- **Provided data**
◇ ◇ ◇ ◇ ◇

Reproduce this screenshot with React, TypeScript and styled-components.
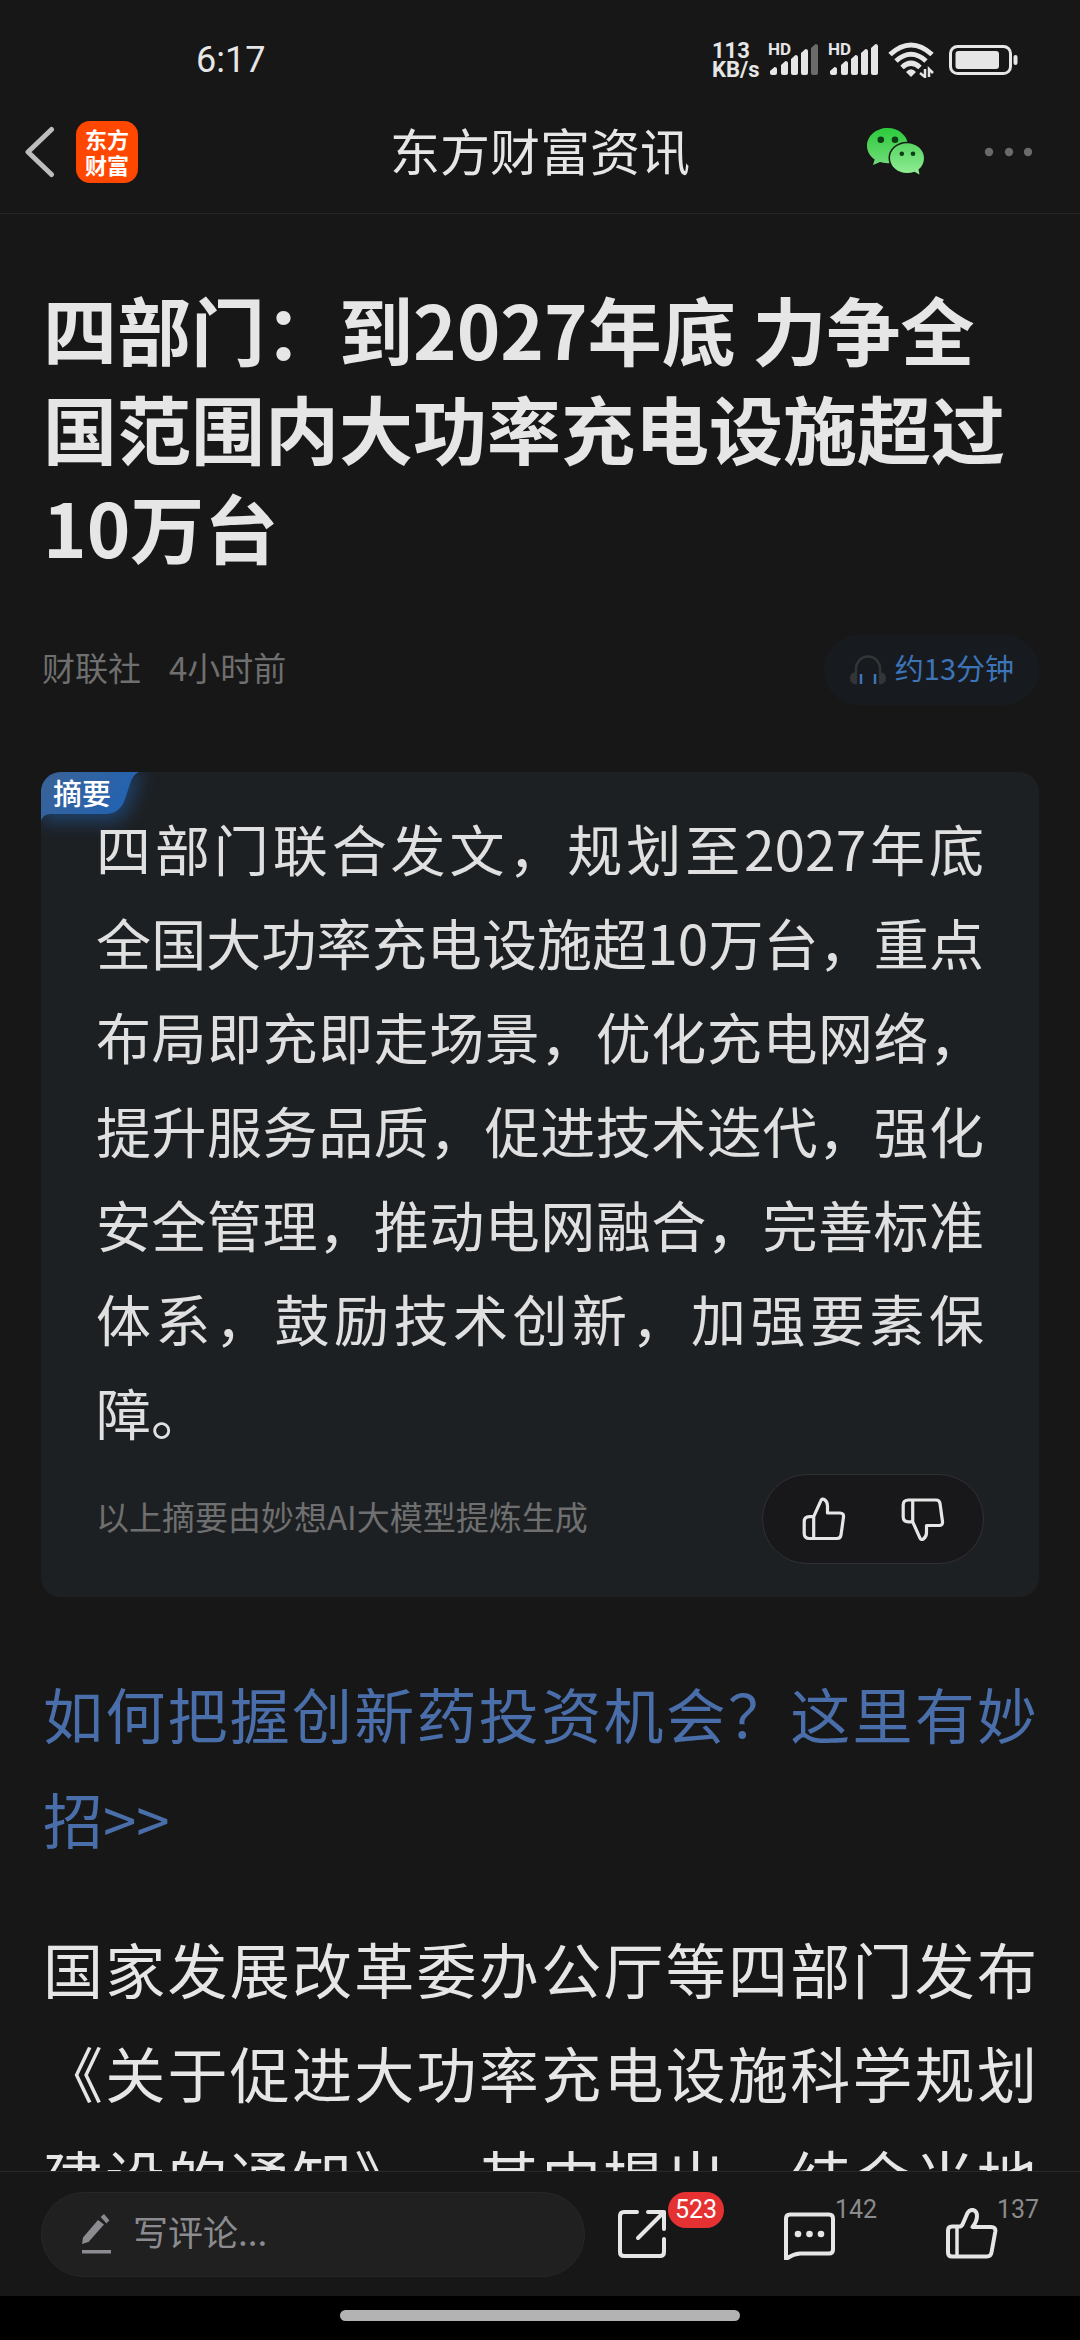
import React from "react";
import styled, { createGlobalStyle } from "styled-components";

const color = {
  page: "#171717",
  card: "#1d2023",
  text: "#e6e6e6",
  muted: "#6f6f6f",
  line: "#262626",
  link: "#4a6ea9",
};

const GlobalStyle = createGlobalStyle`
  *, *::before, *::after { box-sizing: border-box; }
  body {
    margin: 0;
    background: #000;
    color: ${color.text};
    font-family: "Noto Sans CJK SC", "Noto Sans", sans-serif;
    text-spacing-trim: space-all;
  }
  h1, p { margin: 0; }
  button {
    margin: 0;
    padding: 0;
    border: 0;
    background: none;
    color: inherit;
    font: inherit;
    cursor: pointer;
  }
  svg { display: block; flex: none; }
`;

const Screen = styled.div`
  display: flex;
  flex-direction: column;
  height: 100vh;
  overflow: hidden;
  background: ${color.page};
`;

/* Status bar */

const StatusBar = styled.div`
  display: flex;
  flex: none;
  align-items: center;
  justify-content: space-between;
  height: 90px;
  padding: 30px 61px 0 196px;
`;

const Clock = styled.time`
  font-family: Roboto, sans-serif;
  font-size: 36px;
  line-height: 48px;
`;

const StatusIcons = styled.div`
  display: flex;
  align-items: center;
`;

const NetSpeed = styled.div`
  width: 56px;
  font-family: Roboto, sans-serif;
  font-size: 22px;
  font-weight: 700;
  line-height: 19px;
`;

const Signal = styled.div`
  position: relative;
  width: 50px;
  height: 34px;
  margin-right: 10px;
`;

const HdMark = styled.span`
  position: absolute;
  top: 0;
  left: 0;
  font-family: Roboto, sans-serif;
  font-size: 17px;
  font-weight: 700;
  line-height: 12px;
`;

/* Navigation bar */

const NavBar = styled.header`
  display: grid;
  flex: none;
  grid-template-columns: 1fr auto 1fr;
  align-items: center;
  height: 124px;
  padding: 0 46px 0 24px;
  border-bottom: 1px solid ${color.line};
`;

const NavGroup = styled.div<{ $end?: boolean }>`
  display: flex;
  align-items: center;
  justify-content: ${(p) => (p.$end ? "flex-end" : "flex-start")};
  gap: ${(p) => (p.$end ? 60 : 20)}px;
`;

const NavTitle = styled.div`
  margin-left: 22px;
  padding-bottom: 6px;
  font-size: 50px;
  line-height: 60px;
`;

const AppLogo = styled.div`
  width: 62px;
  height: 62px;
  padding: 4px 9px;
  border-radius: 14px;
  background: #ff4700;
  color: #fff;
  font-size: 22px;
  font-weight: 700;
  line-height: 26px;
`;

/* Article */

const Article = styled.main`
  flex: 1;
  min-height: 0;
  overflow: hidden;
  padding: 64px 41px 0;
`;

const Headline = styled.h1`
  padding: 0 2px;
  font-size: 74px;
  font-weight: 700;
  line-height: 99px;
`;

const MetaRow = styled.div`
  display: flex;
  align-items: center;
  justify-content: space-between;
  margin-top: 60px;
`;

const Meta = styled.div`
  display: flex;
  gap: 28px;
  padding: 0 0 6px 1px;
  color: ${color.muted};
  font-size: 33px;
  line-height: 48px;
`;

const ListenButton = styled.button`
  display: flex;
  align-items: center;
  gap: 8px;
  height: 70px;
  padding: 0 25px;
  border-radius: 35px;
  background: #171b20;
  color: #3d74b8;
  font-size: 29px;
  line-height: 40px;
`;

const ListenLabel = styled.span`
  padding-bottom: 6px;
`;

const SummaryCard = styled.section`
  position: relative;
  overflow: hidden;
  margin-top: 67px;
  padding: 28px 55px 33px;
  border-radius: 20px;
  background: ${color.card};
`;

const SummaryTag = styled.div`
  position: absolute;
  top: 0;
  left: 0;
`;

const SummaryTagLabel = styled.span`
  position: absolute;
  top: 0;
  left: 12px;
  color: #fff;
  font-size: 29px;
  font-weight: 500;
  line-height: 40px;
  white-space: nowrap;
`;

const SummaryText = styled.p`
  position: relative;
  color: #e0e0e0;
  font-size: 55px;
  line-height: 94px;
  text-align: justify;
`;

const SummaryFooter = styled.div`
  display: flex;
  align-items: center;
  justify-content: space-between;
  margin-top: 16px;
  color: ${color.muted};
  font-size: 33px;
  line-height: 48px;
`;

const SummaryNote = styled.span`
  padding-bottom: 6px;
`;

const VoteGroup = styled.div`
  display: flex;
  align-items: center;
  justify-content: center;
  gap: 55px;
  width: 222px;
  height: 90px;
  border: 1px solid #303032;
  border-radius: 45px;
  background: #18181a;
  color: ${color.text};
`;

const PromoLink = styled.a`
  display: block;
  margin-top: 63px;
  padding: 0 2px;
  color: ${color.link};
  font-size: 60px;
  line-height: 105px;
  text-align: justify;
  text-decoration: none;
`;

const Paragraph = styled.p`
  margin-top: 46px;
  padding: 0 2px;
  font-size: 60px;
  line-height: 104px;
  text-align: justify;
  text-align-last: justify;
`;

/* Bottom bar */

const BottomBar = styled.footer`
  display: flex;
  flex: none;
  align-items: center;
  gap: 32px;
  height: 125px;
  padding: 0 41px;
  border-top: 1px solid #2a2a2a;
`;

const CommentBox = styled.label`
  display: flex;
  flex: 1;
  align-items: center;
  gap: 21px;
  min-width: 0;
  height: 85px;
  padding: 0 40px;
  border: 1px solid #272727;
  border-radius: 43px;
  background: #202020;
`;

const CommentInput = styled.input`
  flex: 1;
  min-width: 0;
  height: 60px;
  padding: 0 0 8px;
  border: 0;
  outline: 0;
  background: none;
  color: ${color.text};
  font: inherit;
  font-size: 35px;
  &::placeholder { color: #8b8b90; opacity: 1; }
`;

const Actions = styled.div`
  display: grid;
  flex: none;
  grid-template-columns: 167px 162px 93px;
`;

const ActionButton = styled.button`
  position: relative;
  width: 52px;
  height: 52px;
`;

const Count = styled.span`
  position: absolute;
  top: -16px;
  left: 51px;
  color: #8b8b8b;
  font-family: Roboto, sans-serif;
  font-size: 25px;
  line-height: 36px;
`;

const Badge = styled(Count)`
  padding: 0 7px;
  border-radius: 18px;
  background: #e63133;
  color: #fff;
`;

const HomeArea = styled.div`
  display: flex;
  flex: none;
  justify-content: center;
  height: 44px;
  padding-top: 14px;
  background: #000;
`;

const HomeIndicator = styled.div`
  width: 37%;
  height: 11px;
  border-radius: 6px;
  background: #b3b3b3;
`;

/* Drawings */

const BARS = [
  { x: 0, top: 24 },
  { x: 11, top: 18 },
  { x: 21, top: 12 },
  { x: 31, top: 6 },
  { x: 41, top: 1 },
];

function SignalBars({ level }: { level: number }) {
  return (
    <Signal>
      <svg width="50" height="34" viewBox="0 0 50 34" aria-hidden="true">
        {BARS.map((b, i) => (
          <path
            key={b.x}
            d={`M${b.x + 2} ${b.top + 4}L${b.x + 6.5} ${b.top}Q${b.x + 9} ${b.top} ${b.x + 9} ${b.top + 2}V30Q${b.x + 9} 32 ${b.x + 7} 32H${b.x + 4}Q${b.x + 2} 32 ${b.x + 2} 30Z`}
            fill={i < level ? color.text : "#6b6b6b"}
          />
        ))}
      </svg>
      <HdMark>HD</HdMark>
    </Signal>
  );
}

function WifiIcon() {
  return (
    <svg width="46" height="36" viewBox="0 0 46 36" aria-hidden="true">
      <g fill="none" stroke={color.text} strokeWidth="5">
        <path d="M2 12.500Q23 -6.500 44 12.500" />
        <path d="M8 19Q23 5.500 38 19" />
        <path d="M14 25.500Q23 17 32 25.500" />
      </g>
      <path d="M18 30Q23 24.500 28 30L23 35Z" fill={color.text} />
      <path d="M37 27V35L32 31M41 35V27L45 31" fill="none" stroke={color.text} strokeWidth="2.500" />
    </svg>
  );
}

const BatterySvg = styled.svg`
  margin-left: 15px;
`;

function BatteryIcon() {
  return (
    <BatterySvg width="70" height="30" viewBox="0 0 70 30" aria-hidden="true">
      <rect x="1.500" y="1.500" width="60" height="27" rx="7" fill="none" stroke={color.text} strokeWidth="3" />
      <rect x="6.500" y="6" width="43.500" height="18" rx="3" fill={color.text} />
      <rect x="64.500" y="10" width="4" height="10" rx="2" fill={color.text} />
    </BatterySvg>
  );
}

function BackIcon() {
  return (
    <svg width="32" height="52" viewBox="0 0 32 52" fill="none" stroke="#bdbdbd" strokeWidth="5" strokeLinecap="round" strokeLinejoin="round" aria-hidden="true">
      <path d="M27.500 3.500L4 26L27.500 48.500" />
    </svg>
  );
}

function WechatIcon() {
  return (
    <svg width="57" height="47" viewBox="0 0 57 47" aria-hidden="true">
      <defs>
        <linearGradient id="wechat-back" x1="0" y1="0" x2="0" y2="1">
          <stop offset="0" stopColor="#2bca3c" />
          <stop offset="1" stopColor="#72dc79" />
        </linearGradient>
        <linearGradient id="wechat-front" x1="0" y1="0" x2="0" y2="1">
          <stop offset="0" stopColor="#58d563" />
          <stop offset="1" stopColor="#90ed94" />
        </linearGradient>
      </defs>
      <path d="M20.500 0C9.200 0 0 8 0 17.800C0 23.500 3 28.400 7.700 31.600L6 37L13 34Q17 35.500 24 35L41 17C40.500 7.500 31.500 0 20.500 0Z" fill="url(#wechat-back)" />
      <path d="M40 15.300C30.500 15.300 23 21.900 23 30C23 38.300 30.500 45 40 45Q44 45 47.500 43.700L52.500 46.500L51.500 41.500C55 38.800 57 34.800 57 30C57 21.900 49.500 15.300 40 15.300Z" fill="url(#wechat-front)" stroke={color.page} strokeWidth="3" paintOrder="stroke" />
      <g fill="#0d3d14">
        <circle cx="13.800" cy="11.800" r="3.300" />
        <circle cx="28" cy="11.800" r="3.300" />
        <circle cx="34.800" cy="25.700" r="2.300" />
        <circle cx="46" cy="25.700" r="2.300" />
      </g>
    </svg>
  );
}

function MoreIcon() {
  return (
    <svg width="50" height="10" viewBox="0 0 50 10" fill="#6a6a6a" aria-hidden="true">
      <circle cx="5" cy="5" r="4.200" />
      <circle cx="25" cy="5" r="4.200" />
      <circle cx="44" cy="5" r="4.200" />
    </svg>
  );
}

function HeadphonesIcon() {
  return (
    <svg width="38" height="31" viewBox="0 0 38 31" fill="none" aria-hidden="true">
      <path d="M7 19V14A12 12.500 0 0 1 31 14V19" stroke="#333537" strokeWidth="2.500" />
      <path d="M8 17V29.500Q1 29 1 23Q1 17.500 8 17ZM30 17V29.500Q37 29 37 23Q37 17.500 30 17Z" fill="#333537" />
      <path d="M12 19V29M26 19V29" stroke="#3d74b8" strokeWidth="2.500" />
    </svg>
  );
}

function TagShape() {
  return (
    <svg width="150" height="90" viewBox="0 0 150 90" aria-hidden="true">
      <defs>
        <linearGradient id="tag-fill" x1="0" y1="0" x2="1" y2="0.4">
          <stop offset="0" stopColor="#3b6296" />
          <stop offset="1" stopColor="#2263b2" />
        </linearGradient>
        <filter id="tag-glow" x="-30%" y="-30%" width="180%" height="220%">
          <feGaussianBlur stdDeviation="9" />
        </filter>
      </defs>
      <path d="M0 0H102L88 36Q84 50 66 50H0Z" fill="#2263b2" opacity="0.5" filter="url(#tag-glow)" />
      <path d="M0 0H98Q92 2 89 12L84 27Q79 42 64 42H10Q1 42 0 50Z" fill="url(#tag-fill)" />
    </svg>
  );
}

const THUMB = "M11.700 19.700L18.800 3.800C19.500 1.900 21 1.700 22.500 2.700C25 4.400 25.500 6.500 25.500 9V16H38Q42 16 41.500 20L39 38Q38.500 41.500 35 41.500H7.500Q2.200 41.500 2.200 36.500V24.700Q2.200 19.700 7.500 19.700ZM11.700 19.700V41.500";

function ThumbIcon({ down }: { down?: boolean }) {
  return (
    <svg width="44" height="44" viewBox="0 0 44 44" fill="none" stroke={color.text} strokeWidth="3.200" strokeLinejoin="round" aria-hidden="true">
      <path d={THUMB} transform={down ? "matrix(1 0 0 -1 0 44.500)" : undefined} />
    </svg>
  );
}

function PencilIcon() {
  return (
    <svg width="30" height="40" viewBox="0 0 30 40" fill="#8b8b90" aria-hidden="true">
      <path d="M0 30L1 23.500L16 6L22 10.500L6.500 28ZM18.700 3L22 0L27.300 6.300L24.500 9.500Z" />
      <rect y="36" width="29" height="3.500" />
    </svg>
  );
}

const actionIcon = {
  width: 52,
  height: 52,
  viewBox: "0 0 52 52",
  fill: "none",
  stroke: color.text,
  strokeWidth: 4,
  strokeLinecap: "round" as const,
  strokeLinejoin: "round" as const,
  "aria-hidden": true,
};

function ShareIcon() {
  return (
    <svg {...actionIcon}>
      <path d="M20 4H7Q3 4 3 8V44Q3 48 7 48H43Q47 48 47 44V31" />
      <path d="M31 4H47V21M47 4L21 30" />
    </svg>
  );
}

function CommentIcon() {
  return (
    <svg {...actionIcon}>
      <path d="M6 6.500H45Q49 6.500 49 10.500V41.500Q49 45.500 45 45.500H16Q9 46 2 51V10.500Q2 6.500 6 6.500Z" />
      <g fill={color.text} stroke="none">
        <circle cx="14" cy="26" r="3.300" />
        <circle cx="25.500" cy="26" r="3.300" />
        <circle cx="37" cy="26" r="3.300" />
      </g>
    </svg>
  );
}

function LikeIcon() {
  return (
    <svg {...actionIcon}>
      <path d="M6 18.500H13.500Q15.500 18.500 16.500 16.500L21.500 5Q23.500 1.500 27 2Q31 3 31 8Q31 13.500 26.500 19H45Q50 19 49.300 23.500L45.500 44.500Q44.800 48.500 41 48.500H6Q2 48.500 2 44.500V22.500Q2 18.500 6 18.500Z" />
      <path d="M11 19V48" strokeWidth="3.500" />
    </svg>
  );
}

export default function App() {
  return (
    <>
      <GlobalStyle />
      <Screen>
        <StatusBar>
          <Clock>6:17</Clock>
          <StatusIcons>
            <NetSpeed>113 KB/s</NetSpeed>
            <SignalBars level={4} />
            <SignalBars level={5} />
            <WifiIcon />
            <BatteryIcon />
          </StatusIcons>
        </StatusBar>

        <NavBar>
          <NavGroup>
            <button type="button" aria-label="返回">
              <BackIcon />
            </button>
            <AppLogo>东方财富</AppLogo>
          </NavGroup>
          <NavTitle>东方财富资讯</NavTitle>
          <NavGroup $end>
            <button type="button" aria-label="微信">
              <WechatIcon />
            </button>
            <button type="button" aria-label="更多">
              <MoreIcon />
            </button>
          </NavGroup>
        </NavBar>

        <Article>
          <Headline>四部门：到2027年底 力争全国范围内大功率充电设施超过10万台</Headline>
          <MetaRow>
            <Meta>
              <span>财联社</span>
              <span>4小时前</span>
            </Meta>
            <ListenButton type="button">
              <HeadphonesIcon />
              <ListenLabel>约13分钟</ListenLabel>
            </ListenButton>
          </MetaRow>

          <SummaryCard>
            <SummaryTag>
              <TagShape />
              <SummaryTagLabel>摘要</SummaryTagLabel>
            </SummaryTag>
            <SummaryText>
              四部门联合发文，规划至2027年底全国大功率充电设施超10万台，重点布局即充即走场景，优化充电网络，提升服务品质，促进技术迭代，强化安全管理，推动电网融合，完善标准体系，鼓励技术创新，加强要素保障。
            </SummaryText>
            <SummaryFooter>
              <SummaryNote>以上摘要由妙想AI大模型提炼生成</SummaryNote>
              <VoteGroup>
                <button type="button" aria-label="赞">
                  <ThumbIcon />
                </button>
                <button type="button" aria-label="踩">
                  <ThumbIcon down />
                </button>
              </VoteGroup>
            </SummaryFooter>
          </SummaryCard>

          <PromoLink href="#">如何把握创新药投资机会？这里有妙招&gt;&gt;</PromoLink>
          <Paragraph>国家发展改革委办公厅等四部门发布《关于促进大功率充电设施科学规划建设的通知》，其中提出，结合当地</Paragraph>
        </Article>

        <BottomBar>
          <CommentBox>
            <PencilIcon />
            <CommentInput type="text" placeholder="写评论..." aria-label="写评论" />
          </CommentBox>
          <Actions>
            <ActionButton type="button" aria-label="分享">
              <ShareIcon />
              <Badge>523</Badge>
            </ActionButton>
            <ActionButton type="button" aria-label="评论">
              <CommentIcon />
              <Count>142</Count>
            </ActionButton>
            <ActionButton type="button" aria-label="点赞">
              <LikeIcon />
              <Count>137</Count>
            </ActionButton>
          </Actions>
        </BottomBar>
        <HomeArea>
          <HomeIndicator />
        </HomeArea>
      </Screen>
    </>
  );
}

◇ ◇ ◇ ◇ ◇

- **Problem requirements**
Where a line contains the string "components", extract that line.

- **Full response**
Reproduce this screenshot with React, TypeScript and styled-components.
import styled, { createGlobalStyle } from "styled-components";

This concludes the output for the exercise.